• [What is being asked] For the listing underneath, give the count of lines containing the string "components" and nothing further.
····················
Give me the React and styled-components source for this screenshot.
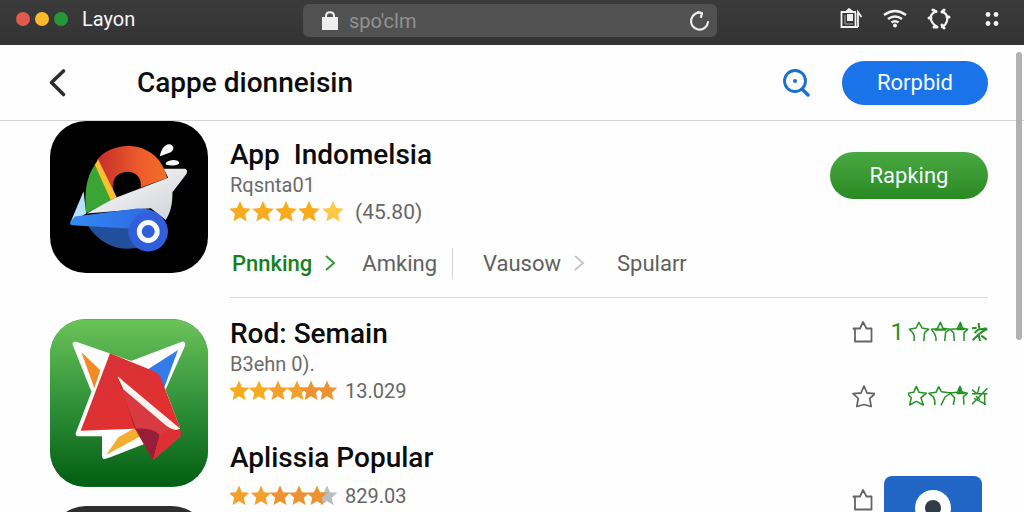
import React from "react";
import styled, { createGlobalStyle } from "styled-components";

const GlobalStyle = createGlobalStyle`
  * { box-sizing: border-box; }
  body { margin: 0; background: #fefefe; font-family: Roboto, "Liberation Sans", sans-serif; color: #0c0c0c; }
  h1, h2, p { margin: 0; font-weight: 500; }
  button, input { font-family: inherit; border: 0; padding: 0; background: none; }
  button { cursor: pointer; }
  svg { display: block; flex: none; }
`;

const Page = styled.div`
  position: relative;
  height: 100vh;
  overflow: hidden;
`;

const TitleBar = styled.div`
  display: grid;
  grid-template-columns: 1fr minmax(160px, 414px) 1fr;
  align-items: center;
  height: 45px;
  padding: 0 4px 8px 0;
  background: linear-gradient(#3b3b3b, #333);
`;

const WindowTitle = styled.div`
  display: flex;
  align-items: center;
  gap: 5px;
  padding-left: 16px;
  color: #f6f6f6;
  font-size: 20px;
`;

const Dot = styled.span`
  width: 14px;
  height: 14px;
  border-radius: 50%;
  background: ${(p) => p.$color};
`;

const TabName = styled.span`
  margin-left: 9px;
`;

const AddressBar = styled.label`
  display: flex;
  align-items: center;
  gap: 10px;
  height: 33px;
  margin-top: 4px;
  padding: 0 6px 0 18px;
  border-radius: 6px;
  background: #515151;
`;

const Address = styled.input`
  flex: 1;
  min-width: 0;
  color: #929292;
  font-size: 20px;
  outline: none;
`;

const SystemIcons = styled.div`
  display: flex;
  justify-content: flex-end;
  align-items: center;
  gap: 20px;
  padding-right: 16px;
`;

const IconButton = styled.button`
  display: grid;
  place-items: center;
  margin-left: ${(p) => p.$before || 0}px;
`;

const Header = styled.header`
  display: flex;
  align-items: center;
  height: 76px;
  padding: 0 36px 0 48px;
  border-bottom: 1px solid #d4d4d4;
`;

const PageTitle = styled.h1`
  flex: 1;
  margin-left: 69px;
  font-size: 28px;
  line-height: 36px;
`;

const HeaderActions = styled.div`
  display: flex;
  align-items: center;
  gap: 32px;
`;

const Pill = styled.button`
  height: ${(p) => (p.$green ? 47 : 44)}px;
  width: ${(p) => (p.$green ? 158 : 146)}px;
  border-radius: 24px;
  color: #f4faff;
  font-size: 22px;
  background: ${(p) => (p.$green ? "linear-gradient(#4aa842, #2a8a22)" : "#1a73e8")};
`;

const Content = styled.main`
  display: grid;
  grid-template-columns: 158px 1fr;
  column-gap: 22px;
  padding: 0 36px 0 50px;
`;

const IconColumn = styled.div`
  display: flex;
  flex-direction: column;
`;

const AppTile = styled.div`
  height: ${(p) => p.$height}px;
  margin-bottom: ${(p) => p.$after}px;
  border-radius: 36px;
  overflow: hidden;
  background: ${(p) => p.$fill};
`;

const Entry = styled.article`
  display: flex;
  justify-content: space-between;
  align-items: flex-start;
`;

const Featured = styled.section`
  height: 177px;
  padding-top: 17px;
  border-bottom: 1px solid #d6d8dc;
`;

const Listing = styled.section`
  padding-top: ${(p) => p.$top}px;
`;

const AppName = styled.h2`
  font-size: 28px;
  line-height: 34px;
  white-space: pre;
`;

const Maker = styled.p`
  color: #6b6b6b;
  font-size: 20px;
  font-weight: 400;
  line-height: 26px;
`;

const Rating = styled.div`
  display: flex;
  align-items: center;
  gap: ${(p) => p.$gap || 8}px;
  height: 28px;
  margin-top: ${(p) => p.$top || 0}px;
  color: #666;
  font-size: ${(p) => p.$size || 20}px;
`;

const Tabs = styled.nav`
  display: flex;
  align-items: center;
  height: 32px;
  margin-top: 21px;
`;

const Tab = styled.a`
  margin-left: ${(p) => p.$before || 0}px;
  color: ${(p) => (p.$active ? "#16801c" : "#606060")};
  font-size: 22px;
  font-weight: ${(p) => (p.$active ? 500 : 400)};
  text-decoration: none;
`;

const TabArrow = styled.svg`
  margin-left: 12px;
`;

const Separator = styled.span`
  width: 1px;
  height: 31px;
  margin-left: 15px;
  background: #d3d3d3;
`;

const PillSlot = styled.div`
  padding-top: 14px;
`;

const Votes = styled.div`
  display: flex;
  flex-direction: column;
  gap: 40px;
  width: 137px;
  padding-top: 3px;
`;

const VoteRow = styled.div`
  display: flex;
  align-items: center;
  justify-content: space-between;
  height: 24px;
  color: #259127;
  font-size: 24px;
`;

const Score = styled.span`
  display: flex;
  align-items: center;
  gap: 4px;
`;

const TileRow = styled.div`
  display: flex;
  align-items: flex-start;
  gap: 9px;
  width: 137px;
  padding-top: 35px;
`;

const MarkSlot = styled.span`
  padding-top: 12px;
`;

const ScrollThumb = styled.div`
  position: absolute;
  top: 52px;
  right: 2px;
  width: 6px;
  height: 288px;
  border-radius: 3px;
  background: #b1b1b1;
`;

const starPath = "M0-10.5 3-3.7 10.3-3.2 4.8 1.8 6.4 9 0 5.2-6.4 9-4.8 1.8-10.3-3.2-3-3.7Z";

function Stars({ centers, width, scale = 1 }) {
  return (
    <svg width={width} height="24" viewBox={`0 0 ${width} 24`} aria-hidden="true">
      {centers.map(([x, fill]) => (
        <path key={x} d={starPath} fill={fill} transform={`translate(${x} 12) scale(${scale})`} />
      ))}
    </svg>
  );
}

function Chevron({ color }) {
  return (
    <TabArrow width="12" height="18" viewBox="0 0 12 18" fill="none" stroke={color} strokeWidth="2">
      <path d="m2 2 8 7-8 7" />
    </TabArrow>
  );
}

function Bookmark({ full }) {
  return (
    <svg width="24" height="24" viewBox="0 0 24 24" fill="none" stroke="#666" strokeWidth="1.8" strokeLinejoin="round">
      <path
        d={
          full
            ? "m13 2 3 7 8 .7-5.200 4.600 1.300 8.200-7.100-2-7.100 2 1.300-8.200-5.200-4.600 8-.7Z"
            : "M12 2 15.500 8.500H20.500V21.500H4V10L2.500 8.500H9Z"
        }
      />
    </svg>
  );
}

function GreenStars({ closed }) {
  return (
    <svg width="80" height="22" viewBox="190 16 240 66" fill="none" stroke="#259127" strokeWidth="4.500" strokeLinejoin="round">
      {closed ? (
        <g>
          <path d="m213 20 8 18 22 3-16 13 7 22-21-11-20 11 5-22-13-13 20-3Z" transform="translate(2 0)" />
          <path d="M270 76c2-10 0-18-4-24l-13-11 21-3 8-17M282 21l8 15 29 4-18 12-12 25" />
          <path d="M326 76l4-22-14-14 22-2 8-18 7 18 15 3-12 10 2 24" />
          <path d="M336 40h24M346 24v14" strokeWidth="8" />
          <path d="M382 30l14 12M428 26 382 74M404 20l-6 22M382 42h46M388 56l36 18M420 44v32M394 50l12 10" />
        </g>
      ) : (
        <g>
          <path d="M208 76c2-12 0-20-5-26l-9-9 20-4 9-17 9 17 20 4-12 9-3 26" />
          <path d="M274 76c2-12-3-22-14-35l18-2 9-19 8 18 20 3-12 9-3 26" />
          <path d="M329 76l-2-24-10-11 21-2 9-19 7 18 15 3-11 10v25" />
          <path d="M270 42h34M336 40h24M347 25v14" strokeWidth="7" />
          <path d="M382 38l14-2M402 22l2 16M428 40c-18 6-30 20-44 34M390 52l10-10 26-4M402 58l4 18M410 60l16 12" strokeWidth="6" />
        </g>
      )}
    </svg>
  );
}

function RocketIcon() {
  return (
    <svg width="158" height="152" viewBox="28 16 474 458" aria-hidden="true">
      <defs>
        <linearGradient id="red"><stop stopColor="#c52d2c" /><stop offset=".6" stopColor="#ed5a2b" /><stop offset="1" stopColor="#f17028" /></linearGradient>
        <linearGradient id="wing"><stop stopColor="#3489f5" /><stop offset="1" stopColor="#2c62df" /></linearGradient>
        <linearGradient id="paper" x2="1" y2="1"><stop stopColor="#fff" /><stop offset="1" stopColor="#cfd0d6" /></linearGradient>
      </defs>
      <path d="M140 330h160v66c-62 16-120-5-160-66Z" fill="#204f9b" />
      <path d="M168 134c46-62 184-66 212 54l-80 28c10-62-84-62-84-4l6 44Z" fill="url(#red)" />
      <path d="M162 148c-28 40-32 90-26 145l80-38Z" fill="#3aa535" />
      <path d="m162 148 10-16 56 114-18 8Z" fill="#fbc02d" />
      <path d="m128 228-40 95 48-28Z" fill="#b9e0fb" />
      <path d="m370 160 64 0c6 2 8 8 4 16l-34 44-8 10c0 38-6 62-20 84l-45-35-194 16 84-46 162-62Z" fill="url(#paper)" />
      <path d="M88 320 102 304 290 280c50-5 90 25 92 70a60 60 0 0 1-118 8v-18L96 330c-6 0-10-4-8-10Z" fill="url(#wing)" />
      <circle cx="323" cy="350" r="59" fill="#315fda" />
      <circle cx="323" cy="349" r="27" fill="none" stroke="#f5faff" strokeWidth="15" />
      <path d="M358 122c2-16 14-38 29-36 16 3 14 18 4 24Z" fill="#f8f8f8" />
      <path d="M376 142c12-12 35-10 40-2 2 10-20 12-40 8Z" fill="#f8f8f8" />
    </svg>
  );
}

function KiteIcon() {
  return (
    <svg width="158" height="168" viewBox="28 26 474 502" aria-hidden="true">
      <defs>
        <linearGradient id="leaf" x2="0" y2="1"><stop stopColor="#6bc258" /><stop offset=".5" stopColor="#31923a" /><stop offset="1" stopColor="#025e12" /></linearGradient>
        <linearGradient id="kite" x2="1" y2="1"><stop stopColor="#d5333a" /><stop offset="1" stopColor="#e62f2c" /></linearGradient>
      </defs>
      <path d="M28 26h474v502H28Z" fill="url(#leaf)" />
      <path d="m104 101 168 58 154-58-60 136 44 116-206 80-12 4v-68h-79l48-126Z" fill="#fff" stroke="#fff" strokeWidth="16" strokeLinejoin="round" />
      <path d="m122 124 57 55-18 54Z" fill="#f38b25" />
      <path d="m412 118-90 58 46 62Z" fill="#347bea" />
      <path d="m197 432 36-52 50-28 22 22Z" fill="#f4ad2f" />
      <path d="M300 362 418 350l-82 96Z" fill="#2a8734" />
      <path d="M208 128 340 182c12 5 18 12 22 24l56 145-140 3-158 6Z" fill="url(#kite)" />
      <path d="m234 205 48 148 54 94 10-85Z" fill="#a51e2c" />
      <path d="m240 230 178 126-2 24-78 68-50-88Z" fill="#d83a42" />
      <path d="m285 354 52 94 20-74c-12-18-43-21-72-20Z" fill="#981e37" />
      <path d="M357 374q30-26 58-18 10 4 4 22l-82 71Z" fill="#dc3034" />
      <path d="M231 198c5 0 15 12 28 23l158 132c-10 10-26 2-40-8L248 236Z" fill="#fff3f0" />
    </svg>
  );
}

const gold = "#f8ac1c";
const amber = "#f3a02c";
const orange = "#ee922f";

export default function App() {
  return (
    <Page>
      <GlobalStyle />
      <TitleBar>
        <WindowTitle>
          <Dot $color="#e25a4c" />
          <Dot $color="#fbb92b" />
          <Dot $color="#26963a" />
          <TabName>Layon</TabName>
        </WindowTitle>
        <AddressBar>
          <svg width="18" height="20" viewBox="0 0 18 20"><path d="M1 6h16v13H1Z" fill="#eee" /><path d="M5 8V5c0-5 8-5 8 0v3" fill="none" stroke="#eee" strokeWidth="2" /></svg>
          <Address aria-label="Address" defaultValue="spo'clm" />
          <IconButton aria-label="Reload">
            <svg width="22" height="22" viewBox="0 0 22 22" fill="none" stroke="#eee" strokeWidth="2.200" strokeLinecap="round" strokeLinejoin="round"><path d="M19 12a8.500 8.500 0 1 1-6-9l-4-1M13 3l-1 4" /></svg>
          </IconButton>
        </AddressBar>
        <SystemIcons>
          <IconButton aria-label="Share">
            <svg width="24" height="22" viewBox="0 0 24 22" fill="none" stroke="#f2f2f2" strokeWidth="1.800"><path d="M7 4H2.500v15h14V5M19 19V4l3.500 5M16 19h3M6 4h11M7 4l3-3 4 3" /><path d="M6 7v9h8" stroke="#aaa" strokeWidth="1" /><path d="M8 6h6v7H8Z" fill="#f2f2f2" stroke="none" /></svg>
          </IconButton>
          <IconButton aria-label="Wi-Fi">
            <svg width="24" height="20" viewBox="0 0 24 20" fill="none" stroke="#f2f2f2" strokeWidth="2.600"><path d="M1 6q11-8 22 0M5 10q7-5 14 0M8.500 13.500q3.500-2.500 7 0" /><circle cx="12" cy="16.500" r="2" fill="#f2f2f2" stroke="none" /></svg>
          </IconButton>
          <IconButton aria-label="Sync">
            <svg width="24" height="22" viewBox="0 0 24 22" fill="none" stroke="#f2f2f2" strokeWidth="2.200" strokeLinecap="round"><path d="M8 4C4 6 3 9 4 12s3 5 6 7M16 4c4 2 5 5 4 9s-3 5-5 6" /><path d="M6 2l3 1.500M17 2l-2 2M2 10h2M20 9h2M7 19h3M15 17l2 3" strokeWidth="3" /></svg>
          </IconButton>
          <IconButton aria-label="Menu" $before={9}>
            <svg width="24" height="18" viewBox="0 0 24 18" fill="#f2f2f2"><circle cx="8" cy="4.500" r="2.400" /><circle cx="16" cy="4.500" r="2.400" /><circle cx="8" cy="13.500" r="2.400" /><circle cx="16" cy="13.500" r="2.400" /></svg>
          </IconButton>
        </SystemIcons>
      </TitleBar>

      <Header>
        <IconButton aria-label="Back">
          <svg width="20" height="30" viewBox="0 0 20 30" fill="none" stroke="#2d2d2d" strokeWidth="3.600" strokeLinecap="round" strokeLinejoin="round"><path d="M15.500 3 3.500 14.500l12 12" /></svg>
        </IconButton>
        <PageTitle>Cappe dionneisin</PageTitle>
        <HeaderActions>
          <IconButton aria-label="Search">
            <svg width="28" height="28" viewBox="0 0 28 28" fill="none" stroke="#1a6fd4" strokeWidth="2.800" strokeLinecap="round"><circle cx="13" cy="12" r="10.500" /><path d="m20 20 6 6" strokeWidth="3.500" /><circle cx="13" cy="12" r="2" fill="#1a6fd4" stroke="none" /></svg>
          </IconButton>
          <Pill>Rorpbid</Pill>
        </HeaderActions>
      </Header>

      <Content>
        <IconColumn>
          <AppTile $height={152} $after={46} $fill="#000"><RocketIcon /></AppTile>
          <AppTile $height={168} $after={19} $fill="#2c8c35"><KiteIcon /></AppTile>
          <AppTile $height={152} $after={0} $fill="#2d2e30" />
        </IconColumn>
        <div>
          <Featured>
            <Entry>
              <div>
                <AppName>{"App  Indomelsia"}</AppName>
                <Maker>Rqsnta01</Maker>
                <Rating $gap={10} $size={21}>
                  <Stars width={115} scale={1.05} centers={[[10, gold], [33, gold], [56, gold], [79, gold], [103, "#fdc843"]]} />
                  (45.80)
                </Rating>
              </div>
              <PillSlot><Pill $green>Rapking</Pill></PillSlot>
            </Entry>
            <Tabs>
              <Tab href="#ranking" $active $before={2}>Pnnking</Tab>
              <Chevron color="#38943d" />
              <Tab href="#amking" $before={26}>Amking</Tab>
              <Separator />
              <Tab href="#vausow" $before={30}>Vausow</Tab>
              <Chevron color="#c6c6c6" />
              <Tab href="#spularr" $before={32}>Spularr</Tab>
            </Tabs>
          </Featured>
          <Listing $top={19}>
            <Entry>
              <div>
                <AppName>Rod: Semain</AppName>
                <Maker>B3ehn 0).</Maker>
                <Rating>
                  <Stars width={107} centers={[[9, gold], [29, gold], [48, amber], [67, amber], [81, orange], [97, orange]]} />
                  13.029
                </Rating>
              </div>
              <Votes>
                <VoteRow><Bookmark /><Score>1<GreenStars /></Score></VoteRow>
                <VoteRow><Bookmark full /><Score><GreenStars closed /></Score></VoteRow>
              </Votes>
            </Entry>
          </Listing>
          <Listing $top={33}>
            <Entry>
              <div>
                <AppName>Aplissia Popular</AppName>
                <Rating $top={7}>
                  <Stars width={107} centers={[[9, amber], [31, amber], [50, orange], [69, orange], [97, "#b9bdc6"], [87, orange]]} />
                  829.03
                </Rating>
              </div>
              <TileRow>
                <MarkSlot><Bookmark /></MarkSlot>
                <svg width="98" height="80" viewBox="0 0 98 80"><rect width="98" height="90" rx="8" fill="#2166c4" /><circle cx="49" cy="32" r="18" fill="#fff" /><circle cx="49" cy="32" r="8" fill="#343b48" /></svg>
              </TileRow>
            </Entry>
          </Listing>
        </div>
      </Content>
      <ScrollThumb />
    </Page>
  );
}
····················
• [Reply to the exercise] 2